Search the material for the word "React" and copy each line that holds it.

Entries with page source code:
/---
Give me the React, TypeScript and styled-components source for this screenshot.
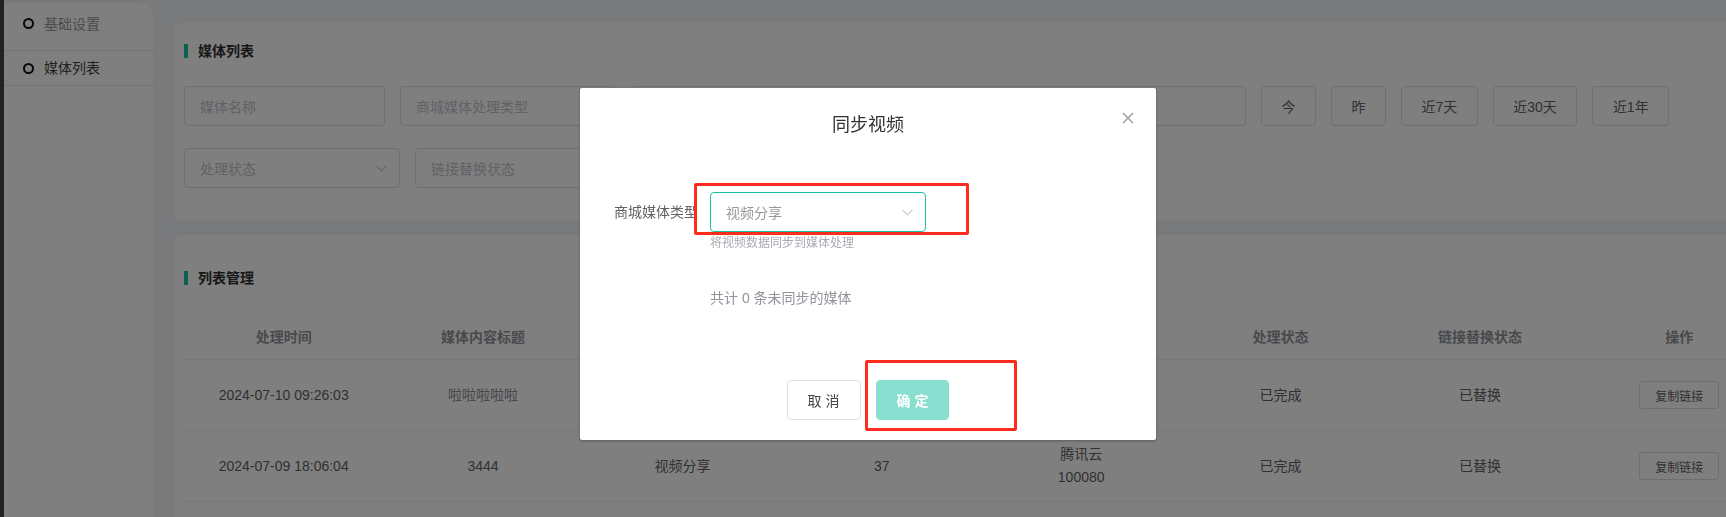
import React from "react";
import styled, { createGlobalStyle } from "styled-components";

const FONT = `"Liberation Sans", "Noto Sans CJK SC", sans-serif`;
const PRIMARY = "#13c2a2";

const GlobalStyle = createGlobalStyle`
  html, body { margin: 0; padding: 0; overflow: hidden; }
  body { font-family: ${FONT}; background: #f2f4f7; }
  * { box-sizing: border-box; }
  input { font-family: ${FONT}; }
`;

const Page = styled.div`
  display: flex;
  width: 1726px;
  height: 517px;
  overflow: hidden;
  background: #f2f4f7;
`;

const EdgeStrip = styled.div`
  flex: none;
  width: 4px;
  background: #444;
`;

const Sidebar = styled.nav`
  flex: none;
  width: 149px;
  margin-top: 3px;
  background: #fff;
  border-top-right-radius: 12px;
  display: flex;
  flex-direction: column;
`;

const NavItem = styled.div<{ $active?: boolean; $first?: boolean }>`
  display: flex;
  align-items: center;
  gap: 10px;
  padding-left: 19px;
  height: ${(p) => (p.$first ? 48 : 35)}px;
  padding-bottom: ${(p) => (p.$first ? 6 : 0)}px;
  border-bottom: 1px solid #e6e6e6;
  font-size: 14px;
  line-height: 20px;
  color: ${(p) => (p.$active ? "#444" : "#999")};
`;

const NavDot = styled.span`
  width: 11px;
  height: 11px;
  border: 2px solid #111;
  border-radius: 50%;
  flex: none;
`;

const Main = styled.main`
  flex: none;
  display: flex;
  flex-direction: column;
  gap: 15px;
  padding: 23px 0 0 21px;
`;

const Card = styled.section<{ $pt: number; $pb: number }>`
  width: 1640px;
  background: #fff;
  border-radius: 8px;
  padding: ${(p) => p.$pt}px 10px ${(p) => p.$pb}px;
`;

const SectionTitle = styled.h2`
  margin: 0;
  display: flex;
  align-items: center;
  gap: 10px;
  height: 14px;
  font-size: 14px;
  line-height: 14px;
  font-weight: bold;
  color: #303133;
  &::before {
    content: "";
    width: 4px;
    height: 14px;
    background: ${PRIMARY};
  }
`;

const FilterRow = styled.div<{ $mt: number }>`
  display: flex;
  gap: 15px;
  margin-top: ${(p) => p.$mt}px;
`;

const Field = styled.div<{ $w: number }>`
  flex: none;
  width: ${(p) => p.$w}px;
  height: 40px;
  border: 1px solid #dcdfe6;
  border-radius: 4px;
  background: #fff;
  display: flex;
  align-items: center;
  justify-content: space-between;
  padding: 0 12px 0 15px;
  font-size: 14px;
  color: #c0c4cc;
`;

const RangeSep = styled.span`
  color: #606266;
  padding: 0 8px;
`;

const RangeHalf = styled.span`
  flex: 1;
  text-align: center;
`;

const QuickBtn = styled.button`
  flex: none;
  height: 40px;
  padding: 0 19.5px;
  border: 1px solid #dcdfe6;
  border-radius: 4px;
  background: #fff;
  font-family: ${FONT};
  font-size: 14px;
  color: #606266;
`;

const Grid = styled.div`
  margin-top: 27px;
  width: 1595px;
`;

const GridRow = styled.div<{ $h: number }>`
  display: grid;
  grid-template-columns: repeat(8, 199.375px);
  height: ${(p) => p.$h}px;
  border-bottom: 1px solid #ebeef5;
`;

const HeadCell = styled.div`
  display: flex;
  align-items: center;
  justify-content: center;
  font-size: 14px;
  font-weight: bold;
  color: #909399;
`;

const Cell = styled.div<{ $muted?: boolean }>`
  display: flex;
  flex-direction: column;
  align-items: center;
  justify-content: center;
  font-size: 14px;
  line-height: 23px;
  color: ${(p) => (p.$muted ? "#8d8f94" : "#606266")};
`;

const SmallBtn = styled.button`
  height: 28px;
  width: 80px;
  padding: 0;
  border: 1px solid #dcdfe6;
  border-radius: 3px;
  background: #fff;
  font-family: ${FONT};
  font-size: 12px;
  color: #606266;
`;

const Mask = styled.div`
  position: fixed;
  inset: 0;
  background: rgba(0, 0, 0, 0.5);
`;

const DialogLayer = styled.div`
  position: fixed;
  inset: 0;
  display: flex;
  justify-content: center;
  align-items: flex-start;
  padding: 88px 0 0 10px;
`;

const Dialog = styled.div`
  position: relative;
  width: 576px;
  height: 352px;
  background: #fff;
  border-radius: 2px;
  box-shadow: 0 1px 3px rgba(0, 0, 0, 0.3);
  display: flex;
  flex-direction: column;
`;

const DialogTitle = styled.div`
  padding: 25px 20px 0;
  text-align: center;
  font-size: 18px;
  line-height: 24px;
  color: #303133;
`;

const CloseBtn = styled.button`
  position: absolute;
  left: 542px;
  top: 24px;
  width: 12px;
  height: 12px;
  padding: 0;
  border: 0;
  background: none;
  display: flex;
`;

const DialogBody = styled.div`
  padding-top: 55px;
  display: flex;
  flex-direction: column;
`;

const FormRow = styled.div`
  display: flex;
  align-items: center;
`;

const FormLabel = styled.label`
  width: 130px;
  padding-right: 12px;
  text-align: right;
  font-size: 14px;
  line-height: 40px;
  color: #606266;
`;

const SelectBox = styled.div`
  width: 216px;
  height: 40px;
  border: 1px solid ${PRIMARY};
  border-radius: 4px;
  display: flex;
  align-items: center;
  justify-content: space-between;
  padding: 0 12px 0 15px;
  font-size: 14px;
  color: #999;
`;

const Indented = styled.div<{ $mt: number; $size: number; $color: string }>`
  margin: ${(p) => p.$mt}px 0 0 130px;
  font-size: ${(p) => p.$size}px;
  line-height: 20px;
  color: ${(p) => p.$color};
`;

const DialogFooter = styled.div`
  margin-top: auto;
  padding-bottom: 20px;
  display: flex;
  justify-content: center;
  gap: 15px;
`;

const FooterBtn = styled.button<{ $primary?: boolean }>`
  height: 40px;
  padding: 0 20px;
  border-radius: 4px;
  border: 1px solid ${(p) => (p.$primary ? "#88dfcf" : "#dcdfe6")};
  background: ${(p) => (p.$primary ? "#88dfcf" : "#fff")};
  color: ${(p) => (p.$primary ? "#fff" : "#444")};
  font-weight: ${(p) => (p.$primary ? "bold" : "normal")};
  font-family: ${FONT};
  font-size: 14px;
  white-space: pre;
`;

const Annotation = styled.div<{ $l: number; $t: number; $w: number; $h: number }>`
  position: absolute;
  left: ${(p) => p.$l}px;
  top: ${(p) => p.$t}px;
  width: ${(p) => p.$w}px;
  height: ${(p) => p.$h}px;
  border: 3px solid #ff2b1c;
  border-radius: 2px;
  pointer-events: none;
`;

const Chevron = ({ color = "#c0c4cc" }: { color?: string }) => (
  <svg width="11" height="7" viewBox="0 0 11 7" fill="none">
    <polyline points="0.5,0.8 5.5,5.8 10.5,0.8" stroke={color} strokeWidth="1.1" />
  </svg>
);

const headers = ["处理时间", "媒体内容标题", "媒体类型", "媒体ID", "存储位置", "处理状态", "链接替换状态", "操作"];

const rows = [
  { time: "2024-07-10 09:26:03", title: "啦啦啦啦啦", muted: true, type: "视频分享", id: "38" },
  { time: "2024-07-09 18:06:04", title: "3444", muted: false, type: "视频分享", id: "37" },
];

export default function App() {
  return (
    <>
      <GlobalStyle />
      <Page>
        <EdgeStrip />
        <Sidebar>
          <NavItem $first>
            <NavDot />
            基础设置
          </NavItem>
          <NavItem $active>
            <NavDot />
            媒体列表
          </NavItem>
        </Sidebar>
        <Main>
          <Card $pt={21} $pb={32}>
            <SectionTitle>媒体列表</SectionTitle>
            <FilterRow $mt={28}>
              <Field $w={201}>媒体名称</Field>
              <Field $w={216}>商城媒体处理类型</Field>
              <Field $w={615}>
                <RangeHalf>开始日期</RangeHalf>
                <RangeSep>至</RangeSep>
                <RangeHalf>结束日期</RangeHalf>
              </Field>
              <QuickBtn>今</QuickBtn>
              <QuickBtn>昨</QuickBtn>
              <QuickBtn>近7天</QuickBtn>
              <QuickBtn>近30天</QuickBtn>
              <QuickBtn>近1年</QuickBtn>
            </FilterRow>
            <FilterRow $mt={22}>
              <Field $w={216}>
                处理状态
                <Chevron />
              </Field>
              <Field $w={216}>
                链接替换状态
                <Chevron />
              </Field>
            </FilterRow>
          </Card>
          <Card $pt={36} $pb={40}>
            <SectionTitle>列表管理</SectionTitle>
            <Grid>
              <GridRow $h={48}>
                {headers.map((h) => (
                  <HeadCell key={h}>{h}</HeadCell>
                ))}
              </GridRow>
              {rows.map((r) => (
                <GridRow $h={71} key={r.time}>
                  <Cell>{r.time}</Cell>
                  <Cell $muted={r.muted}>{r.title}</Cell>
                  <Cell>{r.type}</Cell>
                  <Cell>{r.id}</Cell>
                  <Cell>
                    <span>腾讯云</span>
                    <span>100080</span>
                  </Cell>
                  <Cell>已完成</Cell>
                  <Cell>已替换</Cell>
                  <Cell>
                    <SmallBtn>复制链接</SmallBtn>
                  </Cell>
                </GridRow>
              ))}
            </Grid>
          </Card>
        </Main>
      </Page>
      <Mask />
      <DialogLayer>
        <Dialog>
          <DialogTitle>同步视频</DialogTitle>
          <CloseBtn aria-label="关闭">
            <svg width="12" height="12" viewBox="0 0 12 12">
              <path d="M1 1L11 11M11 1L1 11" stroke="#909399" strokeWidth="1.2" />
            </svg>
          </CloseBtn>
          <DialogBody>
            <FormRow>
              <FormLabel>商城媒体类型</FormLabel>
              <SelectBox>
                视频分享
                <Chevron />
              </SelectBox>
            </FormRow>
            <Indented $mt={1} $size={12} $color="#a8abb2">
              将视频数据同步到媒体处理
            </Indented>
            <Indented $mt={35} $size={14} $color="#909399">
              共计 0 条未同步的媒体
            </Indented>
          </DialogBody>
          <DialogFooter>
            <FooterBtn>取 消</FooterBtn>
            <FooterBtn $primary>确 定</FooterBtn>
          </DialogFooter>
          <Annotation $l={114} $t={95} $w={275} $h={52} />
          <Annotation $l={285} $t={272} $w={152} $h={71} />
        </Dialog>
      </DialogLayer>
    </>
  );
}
\---
/---
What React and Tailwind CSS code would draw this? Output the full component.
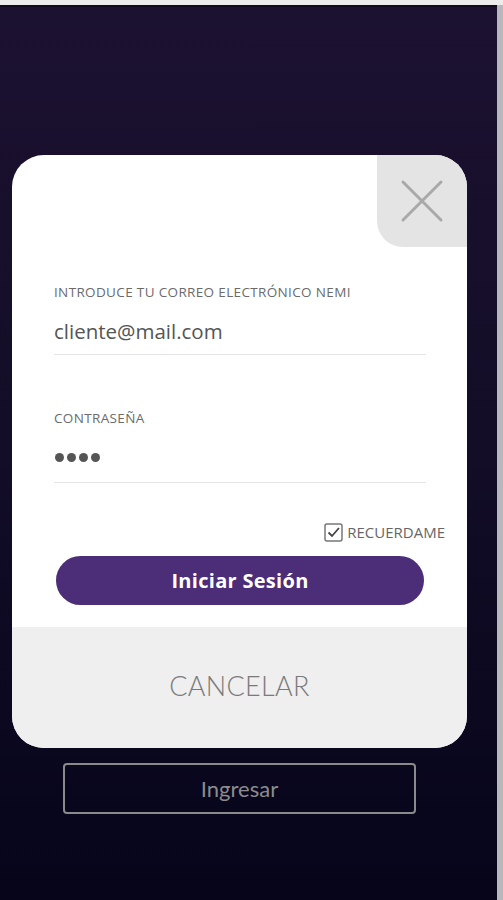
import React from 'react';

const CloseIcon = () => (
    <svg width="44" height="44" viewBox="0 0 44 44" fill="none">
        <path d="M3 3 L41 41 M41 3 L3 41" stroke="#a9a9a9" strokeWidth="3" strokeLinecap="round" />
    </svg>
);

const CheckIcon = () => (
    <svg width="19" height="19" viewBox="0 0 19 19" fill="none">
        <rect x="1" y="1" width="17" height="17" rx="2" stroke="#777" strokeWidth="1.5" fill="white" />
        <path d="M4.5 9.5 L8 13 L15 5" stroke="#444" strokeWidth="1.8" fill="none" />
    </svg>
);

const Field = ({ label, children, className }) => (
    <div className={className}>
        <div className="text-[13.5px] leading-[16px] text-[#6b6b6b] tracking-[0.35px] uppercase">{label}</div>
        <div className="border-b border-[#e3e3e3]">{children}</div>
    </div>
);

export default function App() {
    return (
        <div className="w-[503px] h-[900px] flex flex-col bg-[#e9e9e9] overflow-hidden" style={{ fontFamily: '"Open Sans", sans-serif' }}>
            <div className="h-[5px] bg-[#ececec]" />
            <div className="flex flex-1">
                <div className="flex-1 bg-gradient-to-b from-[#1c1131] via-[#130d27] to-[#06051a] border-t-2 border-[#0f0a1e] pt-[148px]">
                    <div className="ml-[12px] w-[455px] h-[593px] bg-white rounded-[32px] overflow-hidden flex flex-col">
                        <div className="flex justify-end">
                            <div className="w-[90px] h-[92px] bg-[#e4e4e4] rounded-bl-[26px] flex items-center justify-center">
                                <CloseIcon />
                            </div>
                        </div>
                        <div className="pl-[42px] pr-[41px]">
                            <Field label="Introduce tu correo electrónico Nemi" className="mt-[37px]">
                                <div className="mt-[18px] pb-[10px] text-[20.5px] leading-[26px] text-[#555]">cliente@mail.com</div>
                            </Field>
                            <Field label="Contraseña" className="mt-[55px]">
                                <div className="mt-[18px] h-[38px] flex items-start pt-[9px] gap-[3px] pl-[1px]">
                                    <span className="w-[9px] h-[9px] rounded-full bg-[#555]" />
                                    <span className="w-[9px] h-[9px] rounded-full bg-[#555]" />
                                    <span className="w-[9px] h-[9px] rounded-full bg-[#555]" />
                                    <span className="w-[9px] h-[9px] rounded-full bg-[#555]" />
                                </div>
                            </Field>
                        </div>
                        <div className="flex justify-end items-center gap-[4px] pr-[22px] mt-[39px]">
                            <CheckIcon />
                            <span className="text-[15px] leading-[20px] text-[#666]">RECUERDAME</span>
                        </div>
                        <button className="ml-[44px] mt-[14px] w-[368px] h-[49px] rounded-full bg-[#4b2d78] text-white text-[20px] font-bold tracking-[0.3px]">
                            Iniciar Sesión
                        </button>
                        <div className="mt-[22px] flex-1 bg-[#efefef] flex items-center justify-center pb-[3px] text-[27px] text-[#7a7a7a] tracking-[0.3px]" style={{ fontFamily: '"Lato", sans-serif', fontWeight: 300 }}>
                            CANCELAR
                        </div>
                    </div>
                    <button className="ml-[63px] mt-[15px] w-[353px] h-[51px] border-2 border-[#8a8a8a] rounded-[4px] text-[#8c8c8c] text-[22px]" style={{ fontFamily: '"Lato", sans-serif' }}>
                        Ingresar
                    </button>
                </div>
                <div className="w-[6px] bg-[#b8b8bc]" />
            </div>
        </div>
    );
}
\---
▶ Solved problem:
Give me the React, TypeScript and styled-components source for this screenshot.
import React from "react";
What React and Tailwind CSS code would draw this? Output the full component.
import React from 'react';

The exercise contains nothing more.